I built four smallish ones (12 bars with Les Crowder design footprint). We put them out and baited them, but soon realized they'd fill much faster by taking them to swarm calls than by letting them sit. So we filled them with caught swarms. One had a bird's nest in it, one had a bunch of wood roaches in it. I will probably put some up next year, but it seems that for my operation it's more efficient to drive and get a swarm than to drive a whole bunch of miles every week or so to check for bees that moved in. Of course I'll probably set them up near the different places that we have hives incase one swarms on us and maybe get lucky and catch it.


----------



## stan.vick (Dec 19, 2010)

Most of my TBH are 44" long. I did build a half dozen half size ( 22" ) to start my splits in and I do use them in the spring for swarm traps, they work well, I put a bar with comb and a few drops of LGO in the rear of the box. I secure two top bar size pieces to the side of the box to form a lip and do the reverse to two that I secure to a small board which I attach to a tree with screws and a screw gun, I hang the box on the tree and level it with a small wedge between the bottom of the box and the tree, when I catch a swarm I can just stick a cork in the entrance and lift the box off. This year I caught four out of the six, but my good odds is mostly due to placing the traps in places where I have caught swarms before, timing is very important. I just leave the bees in the trap for a couple of months until they outgrow it and move them into a TBH or Lang.


----------



## brunothefinn (Jun 16, 2014)

I built a KTBH with 14 bars and set it out at as a bait hive and bees moved right in the first week. I'm currently working on two ten bars to use as bait hives.I'm going to set them out in two different locations that have known bee trees. One location has two hives in two different trees and the other has a tree with one hive and another tree with two hives in the same tree. I'm hoping to capture a swarm or two come next spring. 
Love Bruce


----------



## Country Roots (Jul 30, 2014)

Well I'm encouraged to hear you guys have had such luck. I'll have to get going on building a few of these then... it's also a good thought that I'd be able to use them for splits! I only plan on keeping two hives, but if I ever needed to do a split, it would be a God-send to have an extra hive body on hand! I'm planning on making one with 15 bars, as that's how the dimensions added up to get the 1.4ft³ number I've seen. Do you guys think it's too big, too small or just right?


----------



## jwcarlson (Feb 14, 2014)

Country Roots said:


> Well I'm encouraged to hear you guys have had such luck. I'll have to get going on building a few of these then... it's also a good thought that I'd be able to use them for splits! I only plan on keeping two hives, but if I ever needed to do a split, it would be a God-send to have an extra hive body on hand! I'm planning on making one with 15 bars, as that's how the dimensions added up to get the 1.4ft³ number I've seen. Do you guys think it's too big, too small or just right?

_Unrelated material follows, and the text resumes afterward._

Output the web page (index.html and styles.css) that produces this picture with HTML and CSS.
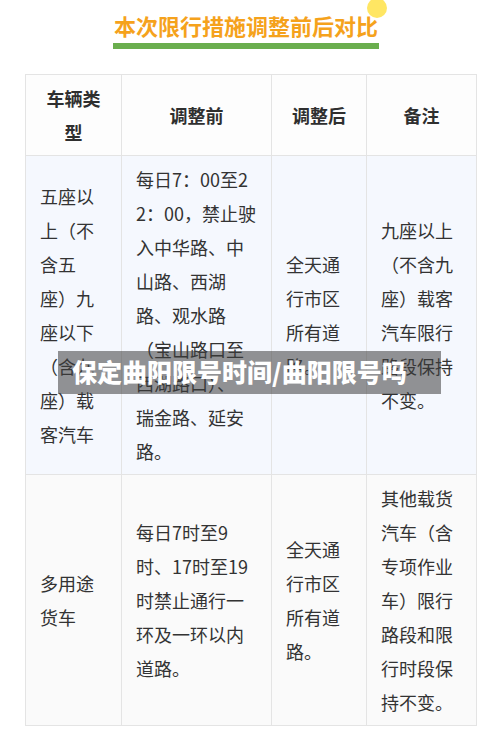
FILE: index.html
```html
<!DOCTYPE html>
<html lang="zh-CN">
<head>
<meta charset="utf-8">
<title>本次限行措施调整前后对比</title>
<link rel="stylesheet" href="styles.css">
</head>
<body>
<div class="page">
  <div class="heading">
    <div class="heading-inner">
      <span class="dot"></span>
      <h1 class="title">本次限行措施调整前后对比</h1>
      <div class="title-bar"></div>
    </div>
  </div>
  <table class="compare">
    <colgroup>
      <col class="c1"><col class="c2"><col class="c3"><col class="c4">
    </colgroup>
    <thead>
      <tr>
        <th>车辆类<br>型</th>
        <th>调整前</th>
        <th>调整后</th>
        <th>备注</th>
      </tr>
    </thead>
    <tbody>
      <tr class="row-a">
        <td>五座以<br>上（不<br>含五<br>座）九<br>座以下<br>（含九<br>座）载<br>客汽车</td>
        <td>每日7：00至2<br>2：00，禁止驶<br>入中华路、中<br>山路、西湖<br>路、观水路<br>（宝山路口至<br>西湖路口）、<br>瑞金路、延安<br>路。</td>
        <td>全天通<br>行市区<br>所有道<br>路。</td>
        <td>九座以上<br>（不含九<br>座）载客<br>汽车限行<br>路段保持<br>不变。</td>
      </tr>
      <tr class="row-b">
        <td>多用途<br>货车</td>
        <td>每日7时至9<br>时、17时至19<br>时禁止通行一<br>环及一环以内<br>道路。</td>
        <td>全天通<br>行市区<br>所有道<br>路。</td>
        <td>其他载货<br>汽车（含<br>专项作业<br>车）限行<br>路段和限<br>行时段保<br>持不变。</td>
      </tr>
    </tbody>
  </table>
  <div class="banner">保定曲阳限号时间/曲阳限号吗</div>
</div>
</body>
</html>
```

FILE: styles.css
```css
html, body {
  margin: 0;
  padding: 0;
  background: #ffffff;
}

body {
  font-family: "Noto Sans CJK SC", "Noto Sans", sans-serif;
  color: #333333;
}

.page {
  position: relative;
  width: 500px;
  height: 746px;
  overflow: hidden;
}

.heading {
  display: flex;
  justify-content: center;
  padding-right: 8px;
  height: 74px;
}

.heading-inner {
  position: relative;
  display: flex;
  flex-direction: column;
  align-items: stretch;
}

.dot {
  position: absolute;
  left: 253px;
  top: -2px;
  width: 20px;
  height: 20px;
  border-radius: 50%;
  background: rgba(255, 226, 72, 0.85);
}

.title {
  position: relative;
  margin: 0;
  padding-top: 10px;
  font-size: 22px;
  line-height: 30px;
  font-weight: 700;
  color: #f5a21c;
  white-space: nowrap;
}

.title-bar {
  height: 6px;
  margin-top: 3px;
  margin-left: -1px;
  margin-right: -1px;
  background: #6aae4e;
}

.compare {
  margin-left: 25px;
  width: 451px;
  table-layout: fixed;
  border-collapse: collapse;
  font-size: 18px;
  line-height: 34px;
  color: #333333;
}

.c1 { width: 96px; }
.c2 { width: 150px; }
.c3 { width: 95px; }
.c4 { width: 110px; }

.compare th,
.compare td {
  border: 1px solid #e4e4e4;
  padding: 6px 14px;
  vertical-align: middle;
  white-space: nowrap;
}

.compare th {
  background: #fdfdfd;
  font-weight: 700;
  text-align: center;
  color: #2f2f2f;
}

.compare td {
  text-align: left;
  font-weight: 400;
}

.row-a td {
  background: #f5f8fe;
}

.row-b td {
  background: #fafafa;
}

.banner {
  position: absolute;
  left: 58px;
  top: 351px;
  width: 369px;
  height: 43px;
  padding-left: 14px;
  background: rgba(60, 60, 60, 0.55);
  color: #ffffff;
  font-size: 25px;
  font-weight: 900;
  line-height: 40px;
  white-space: nowrap;
}
```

Whatever you do, make it the same "footprint" as your fullsized hives.


----------



## DakarPasFroid (Aug 16, 2013)

I have a lang and a recently put two TBH 10' and 20' from the lang. I'm hoping I get a swarm out of my lang next spring. I put the follower board at the ten bar spot, melted organic wax on the side walls, a few pieces of burr comb, LGO in a zip-lock bag, and my two fingers crossed next spring. Maybe even get a fall swarm?


----------



## Country Roots (Jul 30, 2014)

jwcarlson said:


> Whatever you do, make it the same "footprint" as your fullsized hives.


Yea, I thought of that... good call though! 

I know there is a feral hive a mile west of my house, so hopefully if they swarm I can provide a nice place for them to settle down. I can build hive bodies for a lot less than I can buy a package... especially if it's just going to abscond!


----------



## stan.vick (Dec 19, 2010)

Country Roots said:


> Well I'm encouraged to hear you guys have had such luck. I'll have to get going on building a few of these then... it's also a good thought that I'd be able to use them for splits! I only plan on keeping two hives, but if I ever needed to do a split, it would be a God-send to have an extra hive body on hand! I'm planning on making one with 15 bars, as that's how the dimensions added up to get the 1.4ft³ number I've seen. Do you guys think it's too big, too small or just right?


 Just right, my 22" box has fourteen bars.


----------



## Country Roots (Jul 30, 2014)

I made a 3D pdf and was hoping you guys could point out any design flaws... is there a way to share files with you guys, aside from directly e-mailing it to you?


----------



## brunothefinn (Jun 16, 2014)

The swarm that made it's home in my 14 bar KTBH was kinda small so I'm thinking the size is fine. I used lemon grass oil on a qtips and tied a very small piece of comb to the top bar against the wall where the entrance is. I've since put a follower board after bar ten. They are growing in numbers now. But I think they had an unmated queen when they arrived so it took awhile for them to start expanding. 
Love Bruce


----------



## Blue50F-1 (Aug 4, 2014)

Roots,
I can't add to the discussion on TBH traps, but if you have a cloud storage (one drive, google drive, etc.) you can upload your .pdf, click "share" and "get link" and then can paste that link in a post. From there anyone who accesses the thread can click the link and get the file. (without having access to the rest of your cloud stored stuff).


----------



## Country Roots (Jul 30, 2014)

Well here is goes... it's a 3d pdf, so you can hide things and show them (like the roof, if you wanted to see inside) but I don't know if you can take measurements. 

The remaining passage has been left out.